The descriptions of living in the south and the summer heat are spot on. The social inequities between the Old Village and Six Mile are disheartening but true.

Because I borrowed this from the library, I had six days to read it. I raced through it in 2 days. It was just a crazy, fun story.

The Rules of Magic by Alice Hoffman ⭐️⭐️⭐️⭐️ This is rounded up to 4 stars. More of a 3.5
This story is a quick and fun read about the three Owens siblings. They grow up in NYC knowing they are different and their suspicions are confirmed when, as teens, they spend the summer with their aunt Isabelle in Massachusetts and meet their distant cousin. All three Owens kids know that for each of them, love will end in catastrophe. .

The Serpent King by Jeff Zentner
⭐️⭐️⭐️⭐️⭐️

This young adult novel sheds light on some very difficult topics. The three main characters are bonded together through their shared positions as outsiders in their rural Tennessee town. The characters deal with harsh realities that include poverty, physical abuse, emotional abuse, alcoholism, death, depression, religiosity.

Dill, Travis, and Lydia forge a bond that enables them to persevere through the judgement of their small town and through the humiliations heaped on them.

Between Shades of Gray by Ruta Sepetys ⭐️⭐️⭐️⭐️

I really enjoyed the story and the characters. It takes place in Lithuania and Siberia during WW2 when Lithuania was occupied by Russia and Stalin was sending “unfavorable” people to work camps. Lina’s family is educated and not in favor of the new regime which makes them target.

It is a YA book and think that middle school or 9th grade is a good age frame.

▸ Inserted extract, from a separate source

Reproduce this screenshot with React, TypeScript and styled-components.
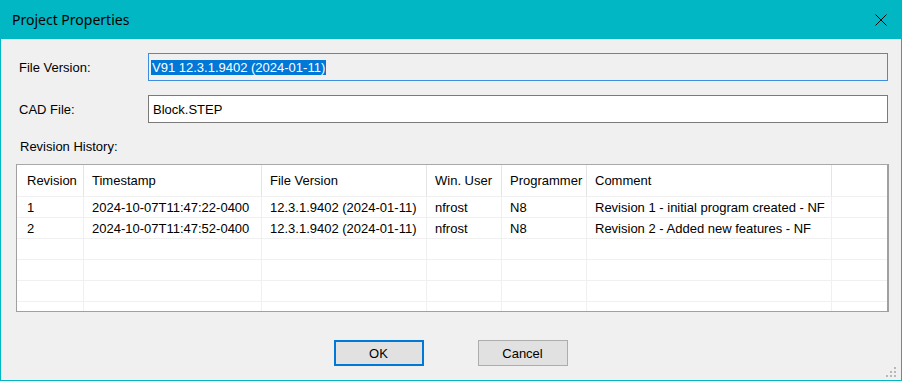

The characters and plot could have been more developed but it was a great read that really illuminated the travesties that occurred in the Russian work camps.

This novel, like Sarah’s Key, shows a different perspective of World War II and the autocratic regimes that sprung up during this time.

The Bear and the Nightingale by Katherine Arden ⭐️⭐️⭐️⭐️

The novel effectively and beautifully weaves mythology with Russian history into this medieval take of good versus evil and Christianity versus Paganism. Arden is a fantastic world builder and this world combines origin stories with original characters and intrigue. While reading this book I could not stop thinking that it would make a fantastic I cannot wait to read the sequels. I loved the characters and the plot and this book will possibly be in my top books of the year.

The Girl in the Tower by Katherine Arden ⭐️⭐️⭐️⭐️⭐️

This novel further builds both the character of Vasya and the mythology and history of medieval Russia. Katherine Arden’s sequel to The Bear and the Nightingale moves from rural Russia to cosmopolitan Moscow.
While Vasya grows in spirit and complexity, the forces around her are equally fierce. Arden weaves in the theme of women’s rights and theIr lack of independence in this society.

There is an increased development of the folklore surrounding the Bear, Morozko, and the horses.

The Winter of the Witch by Katherine Arden ⭐️⭐️⭐️⭐️⭐️

In this final book if the Winternight Trilogy, one of the primary antagonists, Father Konstantin, takes the lead during the first half of the book in propelling the action forward. Through Konstantin, Vasya is captured and tortured. In the previous books, Konstatin was annoying, a fly. This time around he is a menace and completely turns to the dark side.

Historical events are tied in through the ongoing conflict between Russia and the Tartars. The Tartars are the other major nemesis and prove to be an interesting subplot as Vasya fights to save her family, her country, and the magical creatures, the chyerti, of Russia.